What is really meant by status "delivered"


  • Does the confirmation come from the recipient’s mail server?
  • Does this mean that the recipient’s mail server has accepted the sent email and delivered it to Employee A’s mailbox?
  • Can the tracking log be interpreted unambiguously to mean that the email has arrived at Employee A and that they can become aware of it?
  • Can the tracking logs be stored in a way that is audit-proof/revision-safe?

 
What is really meant by status "delivered"

  • Does the confirmation come from the recipient’s mail server?
yes - a status of delivered means that the receiving mailserver sent a 2xx code (meaning it accepts the mail for delivery) when PMG tried to send the mail

  • Does this mean that the recipient’s mail server has accepted the sent email and delivered it to Employee A’s mailbox?
  • Can the tracking log be interpreted unambiguously to mean that the email has arrived at Employee A and that they can become aware of it?
no for both questions - in general a mail-server only knows if the receiving mail-server accepted the message - not if it's further delivery succeeded.
there are some RFCs which specify ways how to automatically notify a sender that a message was received by the recipient, but those are not provided on the public internet in most cases (to not disclose too much information).

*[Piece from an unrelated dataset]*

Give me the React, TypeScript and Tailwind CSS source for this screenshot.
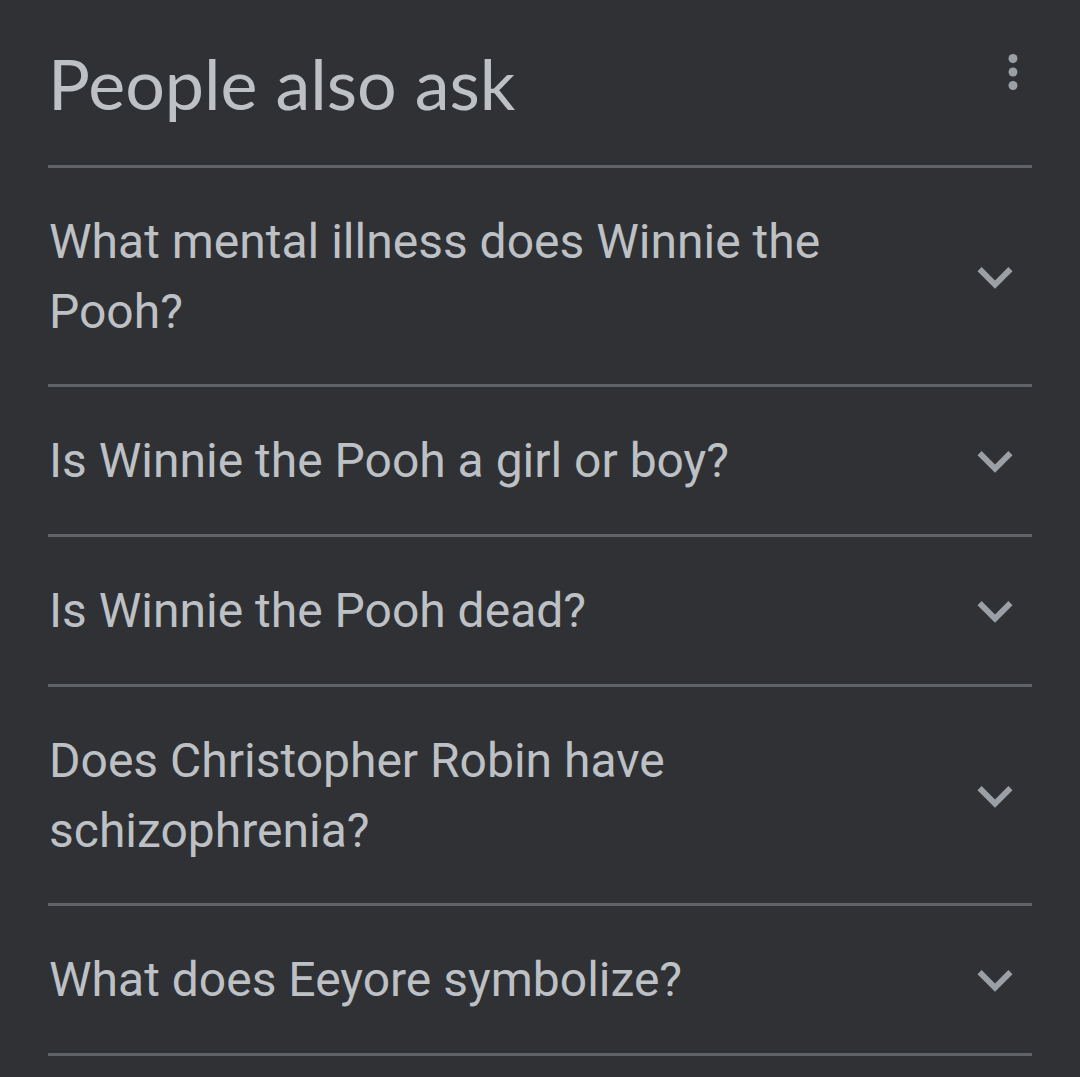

Some mechanisms exist where the recipient can actively acknowledge receiving a message - request return receipt - but it depends on the recipient to actively say they want to sent that information.

Can the tracking logs be stored in a way that is audit-proof/revision-safe?
The tracking center takes its information from /var/log/syslog and its rotated variants - those get written by rsyslog, and are regular Linux syslog files - you can use any technique that store syslogs in an audit-proof/revision-safe way .

I hope this helps!
 
Thanks for your answer. I’d like to follow up because this distinction matters greatly to me when considering whether to use an enterprise/support subscription or only the free open-source PMG.


In the official documentation it clearly describes two mail phases in the Tracking Center: the accept phase and the delivery phase, where a status like accepted/delivered combines both phases.


However, in practice this seems to mean:


  • “accepted” = receiver’s mail server accepted the SMTP transaction, and
  • “delivered” = PMG logged that acceptance into final delivery status.

The crucial question I’m trying to clarify is what “delivered” actually represents in terms of end-to-end message delivery.


To illustrate with a real-world example:


  • I sent an email to an organization and saw initial statuses like queued/deferred and accepted/deferred while delivery retries were happening.
  • Later PMG showed accepted/delivered.
  • I also received a standard PMG delivery notification email stating:



Your message was successfully delivered to the destination(s) listed below.
If the message was delivered to mailbox you will receive no further notifications.

<recipient@domain>: 250 ok: Message accepted


This notification comes from PMG’s own Mail Delivery System and references the recipient. The logged line with “250 ok: Message accepted” is clearly the SMTP acceptance by the recipient’s mail server — not an actual read/acceptance by the person or final mailbox.


What I want to confirm is whether the PMG status accepted/delivered strictly reflects that the recipient’s mail server responded with acceptance, or if it ever implies that the message has been placed into the recipient’s mailbox and is accessible there.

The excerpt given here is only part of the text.